The key to winning customers' hearts

When it comes to customer engagement, any strategy should begin by acknowledging that the average European consumer interacts with their utility for just nine minutes a year. That's an incredibly small window of opportunity. And as companies like Amazon and Netflix have proven, the key to breaking through isn't sending wave after wave of broad communications to consumers and hoping something sticks. It's about delivering a message that's perfectly, personally targeted — the right thing for the right consumer, sent through the right channel at just the right time. A British utility customer with high winter energy usage, low income, and an expressed interest in replacing their boiler, for example, shouldn't be on the receiving end of a refrigerator rebate marketing campaign. They should be getting a highly personalized offer from their utility for a new, more efficient boiler — something that's really worth some of those nine minutes. With the arrival of smart grid technology and sophisticated data analytics, that level of customer engagement is finally within reach. And over time, it can build trust. Utilities that reposition themselves as energy advisers — companies that help consumers save energy and money — see a sustained lift in customer sentiment.
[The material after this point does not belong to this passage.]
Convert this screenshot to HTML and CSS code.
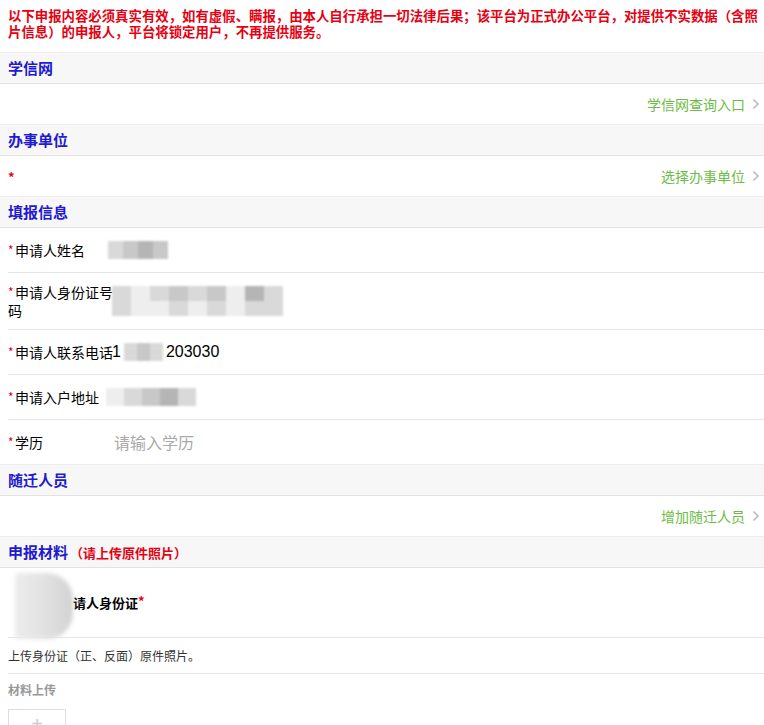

metrics chart 1.1 Building trust can cut customer churn and deliver real, lasting business value. Moreover, a utility's reputation for delivering great experiences can make a it a magnet for high-value customers, who are receptive to a broader set of energy services.

 

The real, quantifiable business case for delivering world-class customer experiences

By boosting customer acquisition and building brand loyalty, utilities can ward off the threat of a so-called death spiral, where consumers flock to distributed generation and energy storage, and leave utilities with huge stranded costs and no way to make money. But creating great customer experiences is about more than risk management. It’s also about strengthening the bottom line. In a new study, our analysts systematically identified the full cost savings and revenue potential of customer engagement for European utilities. (We also did the analysis for American utilities.) Our key finding was this: every household that European retailers engage can create an extra €15-€40 in incremental, annually recurring revenue. Put another way, that’s equivalent to a 20 to 55 percent increase in the value of the customer relationship.

stacked bar chart These data reflect our experience as the customer engagement platform of choice for more than 95 utilities worldwide. Alongside our industry partners, we've found that building loyalty, increasing low-cost digital engagement, improving marketing programs, and optimizing DSM can dramatically lower utilities' cost to serve and increase their cross-sell. They feel the impact in a stronger bottom line, and in a business model that can evolve with disruptive technologies like solar and storage.

value table 1.1

Here's the upshot

European utilities are under tremendous pressure to deliver more value to customers while simultaneously reducing cost to serve. The drivers behind that pressure — market deregulation, advances in technology, and new energy standards — are set to increase. Utilities that double down on the old way of doing business will keep feeling the squeeze, until something gives way. There’s a better way forward. By pivoting around the customer, European utilities can steadily evolve their business — delivering less energy and more services, and redefining themselves as trusted energy advisers. That’s what consumers want. It's what regulators need. And for utilities, it’s a surefire path to stronger returns in the years ahead.